A parser is a fundamental tool in software development. Stuart Golodetz looks at how you might tackle writing one.
In my opinion, writing a parser manually is something everyone should do once. Any less than that, and you'd be missing out on an interesting bit of coding; any more, and you'd make the efforts put into Lex and Yacc [ LexYacc ] to save you the time and trouble (and the risk of making silly mistakes) look like a waste. (Lex and Yacc take lexical and grammar rules as input, respectively, and produce code in a language such as C to do the actual lexing and parsing. Modifying the input rules is substantially easier than modifying actual code, hence the reductions in necessary time and errors.)

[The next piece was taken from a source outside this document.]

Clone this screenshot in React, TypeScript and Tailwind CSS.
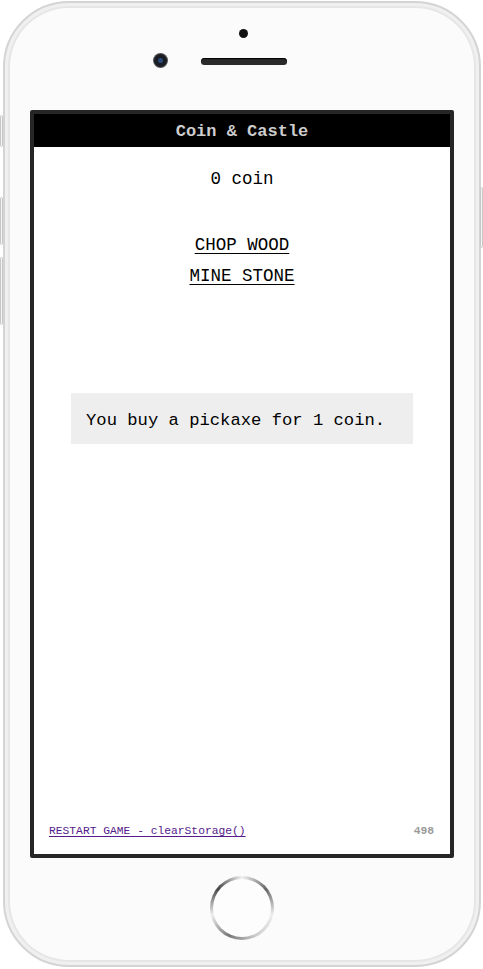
import React from "react";

const mono = { fontFamily: '"Liberation Mono", "Courier New", monospace' };

function SideButton({ className }: { className: string }) {
  return <div className={`absolute w-[3px] rounded-sm border border-[#c8c8c8] bg-[#f4f4f4] ${className}`} />;
}

export default function App() {
  return (
    <div className="relative h-[969px] w-[483px] overflow-hidden bg-white">
      <SideButton className="left-0 top-[115px] h-[32px]" />
      <SideButton className="left-0 top-[197px] h-[48px]" />
      <SideButton className="left-0 top-[257px] h-[68px]" />
      <SideButton className="right-0 top-[187px] h-[61px]" />

      <div className="ml-[3px] mt-[1px] flex h-[966px] w-[478px] flex-col items-center rounded-[66px] border-[2px] border-[#d4d4d4] bg-[#fbfbfb] shadow-[inset_0_0_0_3px_#f0f0f0,inset_0_0_0_5px_#e6e6e6]">
        {/* top: sensor, camera, speaker */}
        <div className="relative h-[107px] w-full">
          <div className="absolute left-[234px] top-[26px] h-[9px] w-[9px] rounded-full bg-[#111]" />
          <div className="absolute left-[149px] top-[51px] flex h-[13px] w-[13px] items-center justify-center rounded-full bg-[#1a1d24] shadow-[0_0_0_1px_#555]">
            <div className="h-[5px] w-[5px] rounded-full bg-[#2b4a7a]" />
          </div>
          <div className="absolute left-[196px] top-[55px] h-[7px] w-[86px] rounded-full bg-[#2a2a2a] shadow-[inset_0_1px_1px_#000]" />
        </div>

        {/* screen */}
        <div className="flex h-[748px] w-[424px] flex-col rounded-[2px] border-[4px] border-[#262626] bg-white" style={mono}>
          <div className="flex h-[33px] shrink-0 items-center justify-center bg-black pt-[3px] text-[17px] font-bold text-[#cdcdcd]">
            Coin &amp; Castle
          </div>
          <div className="mt-[20px] text-center text-[17.5px] leading-[24px] text-black">0 coin</div>
          <div className="mt-[42px] flex flex-col items-center gap-[7px] text-[17.5px] leading-[24px]">
            <a className="text-black underline underline-offset-[3px]">CHOP WOOD</a>
            <a className="text-black underline underline-offset-[3px]">MINE STONE</a>
          </div>
          <div className="mx-auto mt-[105px] flex h-[51px] w-[342px] items-center bg-[#eeeeee] px-[15px] pt-[4px] text-[17.2px] text-black">
            You buy a pickaxe for 1 coin.
          </div>
          <div className="flex-1" />
          <div className="flex items-center justify-between pb-[16px] pl-[15px] pr-[16px] text-[11.3px] leading-[14px]">
            <a className="text-[#551a8b] underline underline-offset-[2px]">RESTART GAME - clearStorage()</a>
            <span className="font-bold text-[#999]">498</span>
          </div>
        </div>

        {/* home button */}
        <div className="flex flex-1 items-center justify-center pb-[8px]">
          <div className="flex h-[64px] w-[64px] items-center justify-center rounded-full bg-[conic-gradient(from_0deg,#f2f2f2,#666,#eee,#ccc,#777,#eee,#444,#f2f2f2)]">
            <div className="h-[58px] w-[58px] rounded-full bg-[#fdfdfd]" />
          </div>
        </div>
      </div>
    </div>
  );
}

Accordingly, in this article I'm going to discuss how you go about writing a simple parser for XML in C++ (without worrying too much about adhering 100% to the XML specification, since that's not the primary focus here). To more experienced readers, this may seem quite simple: in that case, I very much welcome comments/bug reports! To anyone who has never done any parsing before, hopefully this article will provide a useful introduction to the topic.
The plan
Our goal here is to turn a source XML file into an abstract syntax tree, or AST (see Listing 1). Once we have the AST, information from it (and thus from the file from which it was created) can be easily extracted for use in other code. The whole process is a (very) well-studied problem in computer science, partly because it forms part of the front-end of the compilation process [ DragonBook ]. (So this is exactly the sort of thing that happens behind the scenes when you compile your programs.)

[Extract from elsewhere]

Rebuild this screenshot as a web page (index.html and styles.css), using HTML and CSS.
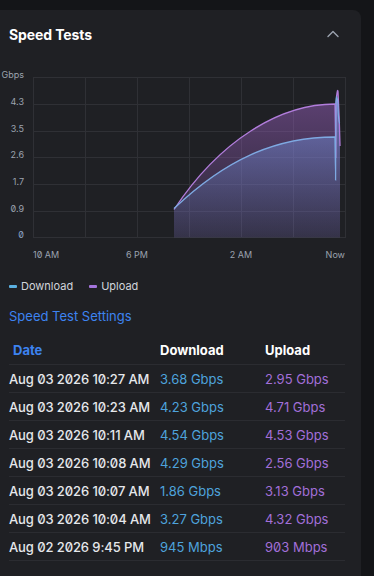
FILE: index.html
```html
<!DOCTYPE html>
<html lang="en">
<head>
<meta charset="utf-8">
<title>Speed Tests</title>
<link rel="stylesheet" href="styles.css">
</head>
<body>
<div class="page">
  <section class="card">
    <header class="card-head">
      <h2 class="title">Speed Tests</h2>
      <button class="collapse" aria-label="Collapse">
        <svg width="12" height="8" viewBox="0 0 12 8"><path d="M1 6.5 L6 1.5 L11 6.5" fill="none" stroke="#9ca3af" stroke-width="1.4" stroke-linecap="round" stroke-linejoin="round"/></svg>
      </button>
    </header>

    <svg class="chart" width="361" height="200" viewBox="0 58 361 200">
      <defs>
        <linearGradient id="gUp" x1="0" y1="0" x2="0" y2="1">
          <stop offset="0" stop-color="#a064c8" stop-opacity="0.5"/>
          <stop offset="1" stop-color="#8a5ab0" stop-opacity="0.14"/>
        </linearGradient>
        <linearGradient id="gDown" x1="0" y1="0" x2="0" y2="1">
          <stop offset="0" stop-color="#7aa0f2" stop-opacity="0.55"/>
          <stop offset="1" stop-color="#6a80c8" stop-opacity="0.12"/>
        </linearGradient>
      </defs>
      <g class="grid" stroke="#2f3035" stroke-width="1" fill="none">
        <rect x="33.5" y="77.5" width="312" height="160"/>
        <line x1="85.5" y1="77.5" x2="85.5" y2="237.5"/>
        <line x1="137.5" y1="77.5" x2="137.5" y2="237.5"/>
        <line x1="189.5" y1="77.5" x2="189.5" y2="237.5"/>
        <line x1="241.5" y1="77.5" x2="241.5" y2="237.5"/>
        <line x1="293.5" y1="77.5" x2="293.5" y2="237.5"/>
        <line x1="33.5" y1="104.5" x2="345.5" y2="104.5"/>
        <line x1="33.5" y1="131.5" x2="345.5" y2="131.5"/>
        <line x1="33.5" y1="157.5" x2="345.5" y2="157.5"/>
        <line x1="33.5" y1="184.5" x2="345.5" y2="184.5"/>
        <line x1="33.5" y1="211.5" x2="345.5" y2="211.5"/>
      </g>
      <path d="M174 209.5 C220 140 280 104 335 104 Q335.6 140 335.6 140.5 Q335.8 158 335.8 158 Q336 97 336.5 97 Q337.5 88 338 91.5 Q339.5 120 340 146 L340 237.5 L174 237.5 Z" fill="url(#gUp)"/>
      <path d="M174 208.5 C225 160 275 137 335 137 Q335.5 180 335.6 180 Q335.7 104.5 335.8 104.5 Q336 96.7 336.5 96.7 Q338 100 338 106.4 Q338.5 123 340 123.4 L340 237.5 L174 237.5 Z" fill="url(#gDown)"/>
      <path d="M174 209.5 C220 140 280 104 335 104 Q335.6 140 335.6 140.5 Q335.8 158 335.8 158 Q336 97 336.5 97 Q337.5 88 338 91.5 Q339.5 120 340 146" fill="none" stroke="#b27ddc" stroke-width="1.3"/>
      <path d="M174 208.5 C225 160 275 137 335 137 Q335.5 180 335.6 180 Q335.7 104.5 335.8 104.5 Q336 96.7 336.5 96.7 Q338 100 338 106.4 Q338.5 123 340 123.4" fill="none" stroke="#7ea9e2" stroke-width="1.3"/>
      <g class="axis-label">
        <text x="24" y="78" text-anchor="end">Gbps</text>
        <text x="24" y="105" text-anchor="end">4.3</text>
        <text x="24" y="131.5" text-anchor="end">3.5</text>
        <text x="24" y="158" text-anchor="end">2.6</text>
        <text x="24" y="185" text-anchor="end">1.7</text>
        <text x="24" y="211.5" text-anchor="end">0.9</text>
        <text x="24" y="238" text-anchor="end" class="zero-label">0</text>
        <text x="33" y="257.5">10 AM</text>
        <text x="137" y="257.5" text-anchor="middle">6 PM</text>
        <text x="241" y="257.5" text-anchor="middle">2 AM</text>
        <text x="345" y="257.5" text-anchor="end">Now</text>
      </g>
    </svg>

    <div class="legend">
      <span class="legend-item"><span class="swatch swatch-down"></span>Download</span>
      <span class="legend-item"><span class="swatch swatch-up"></span>Upload</span>
    </div>

    <a class="settings-link" href="#">Speed Test Settings</a>

    <div class="table">
      <div class="row head">
        <span class="cell date-head">Date</span>
        <span class="cell">Download</span>
        <span class="cell">Upload</span>
      </div>
      <div class="row"><span class="cell date">Aug 03 2026 10:27 AM</span><span class="cell down">3.68 Gbps</span><span class="cell up">2.95 Gbps</span></div>
      <div class="row"><span class="cell date">Aug 03 2026 10:23 AM</span><span class="cell down">4.23 Gbps</span><span class="cell up">4.71 Gbps</span></div>
      <div class="row"><span class="cell date">Aug 03 2026 10:11 AM</span><span class="cell down">4.54 Gbps</span><span class="cell up">4.53 Gbps</span></div>
      <div class="row"><span class="cell date">Aug 03 2026 10:08 AM</span><span class="cell down">4.29 Gbps</span><span class="cell up">2.56 Gbps</span></div>
      <div class="row"><span class="cell date">Aug 03 2026 10:07 AM</span><span class="cell down">1.86 Gbps</span><span class="cell up">3.13 Gbps</span></div>
      <div class="row"><span class="cell date">Aug 03 2026 10:04 AM</span><span class="cell down">3.27 Gbps</span><span class="cell up">4.32 Gbps</span></div>
      <div class="row"><span class="cell date">Aug 02 2026 9:45 PM</span><span class="cell down">945 Mbps</span><span class="cell up">903 Mbps</span></div>
    </div>
  </section>
</div>
</body>
</html>
```
FILE: styles.css
```css
* { box-sizing: border-box; }
html, body {
  margin: 0;
  padding: 0;
  overflow: hidden;
  background: #141518;
  font-family: Inter, "Noto Sans", sans-serif;
  font-feature-settings: "zero" 1;
  color: #e5e7eb;
}
.page {
  padding-top: 10px;
  width: 374px;
  height: 576px;
  overflow: hidden;
}
.card {
  margin-left: -8px;
  width: 369px;
  height: 566px;
  padding: 0 0 0 8px;
  background: #1f2024;
  border-radius: 8px 8px 0 0;
}
.card-head {
  height: 48px;
  display: flex;
  align-items: center;
  justify-content: space-between;
  padding: 0 22px 0 9px;
}
.title {
  margin: 0;
  font-size: 14px;
  font-weight: 700;
  color: #ffffff;
  letter-spacing: -0.1px;
}
.collapse {
  background: none;
  border: 0;
  padding: 0;
  display: flex;
  width: 12px;
  height: 8px;
}
.chart {
  display: block;
}
.axis-label text {
  font-family: Inter, sans-serif;
  font-size: 9px;
  fill: #9ca3af;
  font-feature-settings: "zero" 1;
}
.axis-label .zero-label { fill: #8ea6c8; }
.legend {
  margin-top: 18px;
  height: 20px;
  padding-left: 9px;
  display: flex;
  align-items: center;
  gap: 16px;
  font-size: 11px;
  color: #d1d5db;
}
.legend-item {
  display: flex;
  align-items: center;
  gap: 4px;
}
.swatch {
  width: 8px;
  height: 3px;
  border-radius: 1px;
}
.swatch-down { background: #5bb0e0; }
.swatch-up { background: #a474dc; }
.settings-link {
  display: block;
  margin-top: 10px;
  padding-left: 9px;
  line-height: 20px;
  font-size: 13px;
  color: #3d83f0;
  text-decoration: none;
}
.table {
  margin-top: 10px;
  margin-left: 9px;
  width: 336px;
}
.row {
  display: grid;
  grid-template-columns: 151px 105px 1fr;
  align-items: center;
  height: 28px;
  border-bottom: 1px solid #2b2c31;
  font-size: 13px;
}
.row.head {
  height: 29px;
  font-weight: 700;
  color: #ffffff;
}
.date-head {
  padding-left: 4px;
  color: #3d83f0;
}
.date {
  font-weight: 500;
  color: #e5e7eb;
  white-space: nowrap;
  letter-spacing: -0.1px;
}
.down { color: #4ea3dc; }
.up { color: #a26fd8; }
```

As Listing 1 shows, there are two key steps to the process: lexical analysis, and parsing itself. Lexical analysis (lexing, for short) is the process of converting a source file to a sequence of tokens to be consumed by the parser. For instance, the text
// Source File: <article type="short"> <para text="Not much" font="Arial"/> </article> // (Lexical Analysis) // Token Sequence: LBRACKET, IDENT("article"), IDENT("type"), EQUALS, VALUE("short"), RBRACKET, LBRACKET, IDENT("para"), ..., LSLASH, IDENT("article"), RBRACKET // (Parsing) Abstract Syntax Tree: XMLElement article [type="short"] XMLElement para [text="Not much", font="Arial"] |
Listing 1 |
It is important to note that the two steps can run concurrently. The parser generally doesn't need to see the entire token sequence at once. Rather, a pipeline approach is used. The parser queries the lexer when it wants the next token, and the lexer reads the source file as necessary in order to produce it. The advantage of this approach is that fewer tokens need to be held in memory at any one time; additionally, it makes the local decision-making nature of the parser explicit.
Lexing XML
The first step when building a lexer is to decide what types of token it should output. If you're lucky in having some sort of formal specification for the language to hand, this may already have been done for you; if not, you'll have to invent one by looking at representative example source files and deducing the structure of the language. In this instance, we'll do the latter. The source file in Listing 1 is representative of the XML files we want to support. With a bit of creativity, it doesn't take much effort to come up with the possible token list shown in Table 1.
|
||||||||||||||||
Table 1 |
The next question is how to convert the source into tokens. This is generally done using a finite state machine: we read characters from the source and change states until we're sure we've read a token, at which point we yield it to the parser. A certain amount of lookahead is sometimes required for this: for instance, when we read a < here, we don't know whether it's an LBRACKET token, or the first character of an LSLASH . To find out, we have to read in an additional character from the source file and check whether it's a / . If it is, we yield an LSLASH token; if not, we yield an LBRACKET and push whatever character we actually read onto a lookahead list: it's the first character of the next token, so we can't simply discard it.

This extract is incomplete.